==== DATA ====

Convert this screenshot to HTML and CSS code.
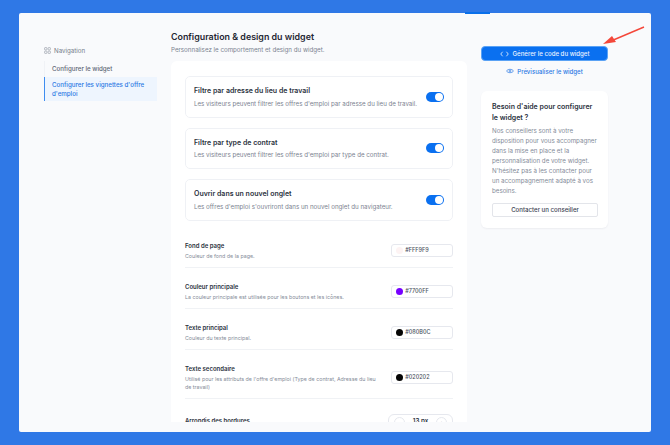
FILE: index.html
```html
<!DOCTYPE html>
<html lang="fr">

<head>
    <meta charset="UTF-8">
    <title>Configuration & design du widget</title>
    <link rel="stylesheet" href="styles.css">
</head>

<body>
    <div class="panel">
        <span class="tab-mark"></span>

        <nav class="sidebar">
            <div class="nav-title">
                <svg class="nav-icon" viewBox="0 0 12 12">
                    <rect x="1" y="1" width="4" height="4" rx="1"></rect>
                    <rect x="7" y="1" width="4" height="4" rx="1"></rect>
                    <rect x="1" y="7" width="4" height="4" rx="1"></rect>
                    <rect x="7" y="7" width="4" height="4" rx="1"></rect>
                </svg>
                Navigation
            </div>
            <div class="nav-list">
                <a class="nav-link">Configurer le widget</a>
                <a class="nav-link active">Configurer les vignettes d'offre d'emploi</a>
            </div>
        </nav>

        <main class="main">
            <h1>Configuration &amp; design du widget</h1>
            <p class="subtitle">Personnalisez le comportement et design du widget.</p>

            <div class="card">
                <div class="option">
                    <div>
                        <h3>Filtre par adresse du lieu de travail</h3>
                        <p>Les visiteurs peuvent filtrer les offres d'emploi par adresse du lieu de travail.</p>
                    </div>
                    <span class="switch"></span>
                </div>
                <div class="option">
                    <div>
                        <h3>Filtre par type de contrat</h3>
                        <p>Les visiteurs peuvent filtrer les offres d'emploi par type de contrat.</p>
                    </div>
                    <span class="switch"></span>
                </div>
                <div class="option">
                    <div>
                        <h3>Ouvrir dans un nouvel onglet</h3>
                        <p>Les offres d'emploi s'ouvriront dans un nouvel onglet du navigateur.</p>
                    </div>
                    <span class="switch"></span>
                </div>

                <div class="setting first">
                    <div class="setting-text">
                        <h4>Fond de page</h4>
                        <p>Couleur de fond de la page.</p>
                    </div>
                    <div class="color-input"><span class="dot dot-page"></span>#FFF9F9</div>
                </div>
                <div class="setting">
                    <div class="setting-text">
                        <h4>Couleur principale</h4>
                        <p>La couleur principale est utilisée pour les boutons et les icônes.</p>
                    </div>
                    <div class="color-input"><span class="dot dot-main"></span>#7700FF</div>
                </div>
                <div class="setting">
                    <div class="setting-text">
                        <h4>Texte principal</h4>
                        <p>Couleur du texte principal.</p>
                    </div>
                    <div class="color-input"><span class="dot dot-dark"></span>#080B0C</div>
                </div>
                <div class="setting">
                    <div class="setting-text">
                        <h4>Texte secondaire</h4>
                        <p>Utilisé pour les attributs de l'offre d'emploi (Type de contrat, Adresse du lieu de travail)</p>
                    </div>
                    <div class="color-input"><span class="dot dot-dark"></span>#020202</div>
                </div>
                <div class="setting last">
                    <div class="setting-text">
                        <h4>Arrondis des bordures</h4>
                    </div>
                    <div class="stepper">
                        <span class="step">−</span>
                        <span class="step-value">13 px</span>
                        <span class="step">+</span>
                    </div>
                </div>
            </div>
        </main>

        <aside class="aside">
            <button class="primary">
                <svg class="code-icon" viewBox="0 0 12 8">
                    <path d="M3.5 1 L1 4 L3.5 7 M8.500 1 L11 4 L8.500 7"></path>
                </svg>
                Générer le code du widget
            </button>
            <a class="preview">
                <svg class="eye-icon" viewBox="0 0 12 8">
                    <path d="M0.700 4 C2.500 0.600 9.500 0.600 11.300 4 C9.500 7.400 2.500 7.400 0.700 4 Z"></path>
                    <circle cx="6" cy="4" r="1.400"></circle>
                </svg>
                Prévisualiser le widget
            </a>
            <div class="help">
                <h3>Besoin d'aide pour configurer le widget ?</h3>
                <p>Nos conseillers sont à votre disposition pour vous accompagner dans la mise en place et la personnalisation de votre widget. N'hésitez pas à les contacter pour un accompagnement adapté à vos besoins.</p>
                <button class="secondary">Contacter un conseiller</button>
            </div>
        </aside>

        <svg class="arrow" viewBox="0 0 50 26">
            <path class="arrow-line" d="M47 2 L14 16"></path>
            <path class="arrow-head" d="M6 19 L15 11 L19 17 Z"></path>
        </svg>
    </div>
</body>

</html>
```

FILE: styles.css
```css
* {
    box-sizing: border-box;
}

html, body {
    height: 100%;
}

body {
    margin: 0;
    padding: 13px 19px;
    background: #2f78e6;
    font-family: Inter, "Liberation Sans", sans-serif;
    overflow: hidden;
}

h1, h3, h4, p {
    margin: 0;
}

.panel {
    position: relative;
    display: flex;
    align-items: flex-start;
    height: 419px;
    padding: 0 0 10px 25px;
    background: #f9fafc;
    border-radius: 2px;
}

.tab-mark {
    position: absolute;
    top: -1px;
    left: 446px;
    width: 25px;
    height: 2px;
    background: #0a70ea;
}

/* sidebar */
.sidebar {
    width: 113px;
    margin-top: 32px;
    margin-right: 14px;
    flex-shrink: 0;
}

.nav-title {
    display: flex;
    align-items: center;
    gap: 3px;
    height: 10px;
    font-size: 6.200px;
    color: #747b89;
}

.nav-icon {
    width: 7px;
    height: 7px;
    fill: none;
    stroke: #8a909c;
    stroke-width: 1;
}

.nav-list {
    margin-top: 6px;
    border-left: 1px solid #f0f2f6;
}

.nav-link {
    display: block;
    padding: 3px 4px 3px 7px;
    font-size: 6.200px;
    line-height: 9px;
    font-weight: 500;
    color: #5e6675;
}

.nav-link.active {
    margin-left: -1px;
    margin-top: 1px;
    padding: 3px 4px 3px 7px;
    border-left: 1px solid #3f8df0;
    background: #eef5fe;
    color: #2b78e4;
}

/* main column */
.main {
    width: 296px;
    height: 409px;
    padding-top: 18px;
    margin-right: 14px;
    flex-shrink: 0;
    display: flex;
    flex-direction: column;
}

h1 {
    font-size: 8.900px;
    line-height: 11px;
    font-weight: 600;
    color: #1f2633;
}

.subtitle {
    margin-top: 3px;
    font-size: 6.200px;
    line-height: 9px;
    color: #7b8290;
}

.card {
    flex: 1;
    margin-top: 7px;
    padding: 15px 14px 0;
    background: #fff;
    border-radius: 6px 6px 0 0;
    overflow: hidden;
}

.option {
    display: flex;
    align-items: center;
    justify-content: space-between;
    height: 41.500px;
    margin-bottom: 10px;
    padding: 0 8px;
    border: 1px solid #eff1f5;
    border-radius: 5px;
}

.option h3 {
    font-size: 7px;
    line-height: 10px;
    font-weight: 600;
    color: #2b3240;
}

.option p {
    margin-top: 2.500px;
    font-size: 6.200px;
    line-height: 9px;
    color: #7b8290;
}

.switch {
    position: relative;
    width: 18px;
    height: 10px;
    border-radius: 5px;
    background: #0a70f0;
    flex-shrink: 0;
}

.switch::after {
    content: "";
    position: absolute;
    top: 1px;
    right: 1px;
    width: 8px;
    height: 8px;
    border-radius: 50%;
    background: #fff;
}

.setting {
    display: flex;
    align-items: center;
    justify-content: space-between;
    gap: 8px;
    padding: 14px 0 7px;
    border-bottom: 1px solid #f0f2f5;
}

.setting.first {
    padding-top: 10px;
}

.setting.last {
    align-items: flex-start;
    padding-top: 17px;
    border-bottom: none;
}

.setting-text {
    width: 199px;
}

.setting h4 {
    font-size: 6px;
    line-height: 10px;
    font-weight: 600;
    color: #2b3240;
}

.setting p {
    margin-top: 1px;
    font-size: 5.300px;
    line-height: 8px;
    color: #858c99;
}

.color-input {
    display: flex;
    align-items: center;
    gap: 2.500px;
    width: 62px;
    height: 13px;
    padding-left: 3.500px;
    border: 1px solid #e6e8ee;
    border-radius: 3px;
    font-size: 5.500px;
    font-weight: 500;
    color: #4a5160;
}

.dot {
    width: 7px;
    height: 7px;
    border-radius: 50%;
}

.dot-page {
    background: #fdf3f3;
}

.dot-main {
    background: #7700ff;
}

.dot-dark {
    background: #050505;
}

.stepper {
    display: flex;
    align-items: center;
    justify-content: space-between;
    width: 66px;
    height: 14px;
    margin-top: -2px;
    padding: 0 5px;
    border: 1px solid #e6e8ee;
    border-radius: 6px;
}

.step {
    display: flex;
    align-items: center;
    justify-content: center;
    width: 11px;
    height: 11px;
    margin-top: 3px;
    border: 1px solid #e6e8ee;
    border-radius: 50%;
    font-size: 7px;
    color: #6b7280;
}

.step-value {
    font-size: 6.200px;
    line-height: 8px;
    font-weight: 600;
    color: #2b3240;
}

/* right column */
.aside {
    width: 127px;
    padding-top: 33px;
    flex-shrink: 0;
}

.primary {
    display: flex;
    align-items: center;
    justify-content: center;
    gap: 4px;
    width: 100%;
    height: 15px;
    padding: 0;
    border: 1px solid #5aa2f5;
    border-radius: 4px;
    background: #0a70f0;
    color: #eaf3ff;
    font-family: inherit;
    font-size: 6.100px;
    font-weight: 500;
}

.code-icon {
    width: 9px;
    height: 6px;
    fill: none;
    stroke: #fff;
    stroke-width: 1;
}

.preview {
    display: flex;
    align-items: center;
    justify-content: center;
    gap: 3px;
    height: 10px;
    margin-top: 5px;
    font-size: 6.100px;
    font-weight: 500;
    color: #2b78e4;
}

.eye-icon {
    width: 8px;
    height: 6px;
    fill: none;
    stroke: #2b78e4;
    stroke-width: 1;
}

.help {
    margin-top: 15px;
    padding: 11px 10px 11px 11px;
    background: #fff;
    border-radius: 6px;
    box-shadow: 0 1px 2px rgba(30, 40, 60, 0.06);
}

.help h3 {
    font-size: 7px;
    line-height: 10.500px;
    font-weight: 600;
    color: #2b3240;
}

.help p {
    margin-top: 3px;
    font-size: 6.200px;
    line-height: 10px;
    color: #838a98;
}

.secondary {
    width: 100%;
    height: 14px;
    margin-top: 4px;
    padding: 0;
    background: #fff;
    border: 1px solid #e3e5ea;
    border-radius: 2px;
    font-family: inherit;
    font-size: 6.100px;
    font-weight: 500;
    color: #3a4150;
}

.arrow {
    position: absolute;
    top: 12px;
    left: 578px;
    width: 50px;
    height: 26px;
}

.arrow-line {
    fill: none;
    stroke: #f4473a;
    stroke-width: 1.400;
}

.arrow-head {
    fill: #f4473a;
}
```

====

> **WHAT THIS TASK INVOLVES**: Find all lines with "code" in them and copy each one.

> **FINISHED EXERCISE**:
Convert this screenshot to HTML and CSS code.
                <svg class="code-icon" viewBox="0 0 12 8">
                Générer le code du widget
.code-icon {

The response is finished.